# [GIVEN EXERCISE]
Starting with the first line below, extract each line through the one that contains "import React from", inclusive, excluding pictures.

-------

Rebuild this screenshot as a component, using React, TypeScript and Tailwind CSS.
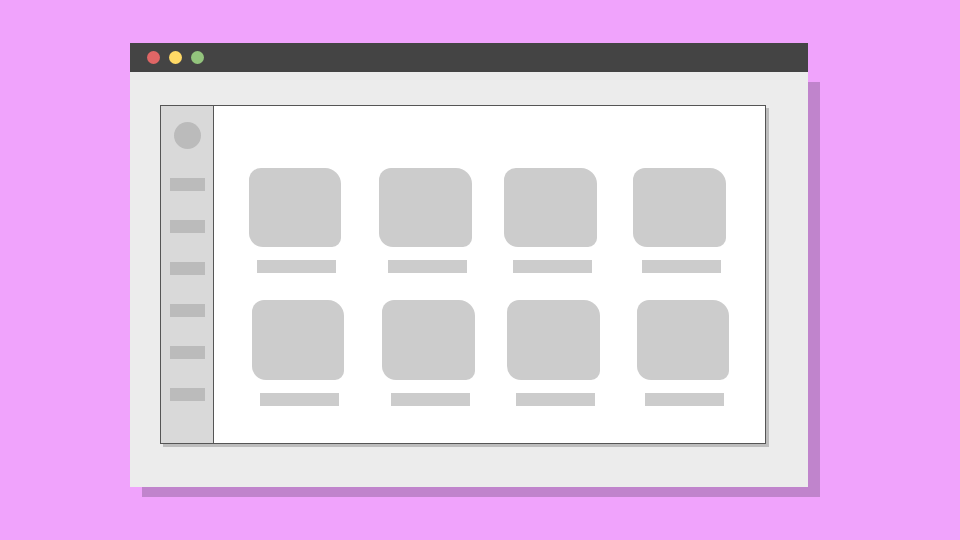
import React from "react";

const row1 = [
  { item: "ml-[35px] w-[92px]", label: "ml-[8px]" },
  { item: "ml-[38px] w-[93px]", label: "ml-[9px]" },
  { item: "ml-[32px] w-[93px]", label: "ml-[9px]" },
  { item: "ml-[36px] w-[93px]", label: "ml-[9px]" },
];
const row2 = [
  { item: "ml-[38px] w-[92px]", label: "ml-[8px]" },
  { item: "ml-[38px] w-[93px]", label: "ml-[9px]" },
  { item: "ml-[32px] w-[93px]", label: "ml-[9px]" },
  { item: "ml-[37px] w-[92px]", label: "ml-[8px]" },
];

function Tile({ item, label, h }: { item: string; label: string; h: string }) {
  return (
    <div className={`flex flex-col ${item}`}>
      <div className={`${h} w-full bg-[#cccccc] rounded-tl-[12px] rounded-tr-[16px] rounded-bl-[14px] rounded-br-[9px]`} />
      <div className={`mt-[13px] h-[13px] w-[79px] bg-[#cccccc] ${label}`} />
    </div>
  );
}

export default function App() {
  return (
    <div className="w-[960px] h-[540px] bg-[#f0a3fc] pt-[43px] pl-[130px] overflow-hidden">
      <div className="w-[678px] flex flex-col">
        <div className="h-[29px] bg-[#444444] flex items-center gap-[9px] pl-[17px]">
          <div className="w-[13px] h-[13px] rounded-full bg-[#e06666]" />
          <div className="w-[13px] h-[13px] rounded-full bg-[#ffd966]" />
          <div className="w-[13px] h-[13px] rounded-full bg-[#93c47d]" />
        </div>
        <div className="h-[415px] bg-[#ececec] shadow-[12px_10px_0_0_#c084cc] pt-[33px] pl-[30px]">
          <div className="w-[606px] h-[339px] border border-[#555555] bg-white shadow-[3px_3px_0_0_#bdbdbd] flex">
            <div className="w-[53px] h-full bg-[#d9d9d9] border-r border-[#555555] flex flex-col items-center pt-[16px]">
              <div className="w-[27px] h-[27px] rounded-full bg-[#bbbbbb]" />
              <div className="mt-[29px] flex flex-col gap-[29px]">
                {[0, 1, 2, 3, 4, 5].map((i) => (
                  <div key={i} className="w-[35px] h-[13px] bg-[#bbbbbb]" />
                ))}
              </div>
            </div>
            <div className="flex-1 flex flex-col pt-[62px]">
              <div className="flex">
                {row1.map((t, i) => (
                  <Tile key={i} item={t.item} label={t.label} h="h-[79px]" />
                ))}
              </div>
              <div className="flex mt-[27px]">
                {row2.map((t, i) => (
                  <Tile key={i} item={t.item} label={t.label} h="h-[80px]" />
                ))}
              </div>
            </div>
          </div>
        </div>
      </div>
    </div>
  );
}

-------

# [THE ANSWER]
Rebuild this screenshot as a component, using React, TypeScript and Tailwind CSS.
import React from "react";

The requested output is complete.